Faculty from UNC’s chemistry department said they’d been working over the past two years to recruit Jones.

“Her letter, withdrawing her candidacy to join our faculty, is a reflection of what our nation’s minority scholars will be saying about the University of North Carolina at Chapel Hill as they search for job opportunities or consider if this University is the right fit,” they warned.

A recent report from The Assembly, a North Carolina-based news outlet, revealed the top donor to the UNC Hussman School of Journalism and Media, where Hannah-Jones received her master’s degree and currently works, privately urged Dean Susan King not to hire her. King has publicly supported Hannah-Jones’ request for tenure.

Walter Hussman, the school’s namesake who has previously appeared on television with right-wing conspiracy theorist Tucker Carlson, sent emails complaining that the “1619 Project” didn’t give enough credit to white southerners for ending racism.

“Long before Nikole Hannah-Jones won her Pulitzer Prize, courageous white southerners risking their lives standing up for the rights of blacks were winning Pulitzer prizes, too,” Hussman said in an email last September.

“I worry about the controversy of tying the UNC journalism school to the 1619 project,” he wrote in a December email.

Charles Duckett, who chairs the committee responsible for bringing tenure requests up for a vote, reportedly asked UNC provost Robert Blouin to postpone review of Hannah-Jones’ candidacy prior to a full board meeting where tenure candidates were reviewed in January, according to the chair of UNC’s Board of Trustees.

“In his communication to provost, trustee Duckett asked questions regarding the tenure candidacy of Nikole Hannah-Jones and suggested more time to postpone the review to consider those questions and her overall application,” the board chair, Richard Y. Stevens, said during a virtual press briefing last week.

“That is not an unusual action for our committee,” he claimed.

Hannah-Jones resubmitted her tenure application last Thursday. That same day, the NAACP Legal Defense and Educational Fund told UNC officials it would file a lawsuit on her behalf if the university didn’t offer her tenure by June 4, according to the website NC Policy Watch.

In a statement last Friday announcing she’d obtained legal support, Hannah-Jones said her fight for tenure is about America’s purported democratic principles.

“As a Black woman who has built a nearly two-decades long career in journalism, I believe Americans who research, study, and publish works that expose uncomfortable truths about the past and present manifestations of racism in our society should be able to follow these pursuits without risk to their civil and constitutional rights,” she said.

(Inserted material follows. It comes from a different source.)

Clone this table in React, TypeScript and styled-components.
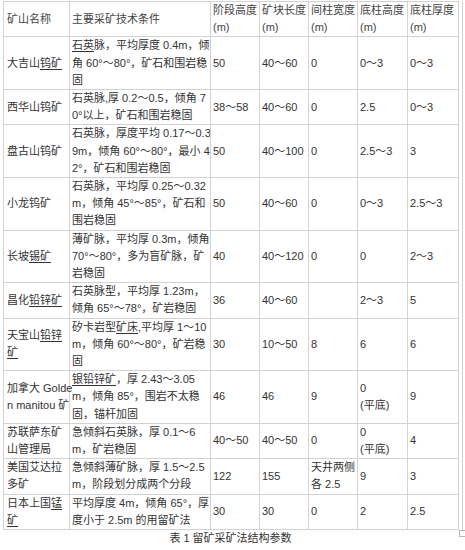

“I had no desire to bring turmoil or a political firestorm to the university that I love, but I am obligated to fight back against a wave of anti-democratic suppression that seeks to prohibit the free exchange of ideas, silence Black voices and chill free speech.”

On May 25, more than 250 academics, writers and other public figures jointly released a statement denouncing UNC’s board of trustees for its refusal to grant Hannah-Jones tenure and decrying “this rising tide of suppression and the threat to academic freedom that it embodies.”

More than 1,500 ― 1,619, to be exact ― UNC alumni and current students also issued a statement last week via a two-page ad spread in The News & Observer in Raleigh.

“Dismissing a list of merits that includes winning a Pulitzer Prize, Peabody Award and MacArthur Genius Grant is an attempt to penalize Nikole Hannah-Jones for her groundbreaking and unvarnished reporting of American history,” the statement said.

CORRECTION: An earlier version of this article referred to an ad in the Charlotte News and Observer. The ad was placed in The News & Observer in Raleigh, North Carolina.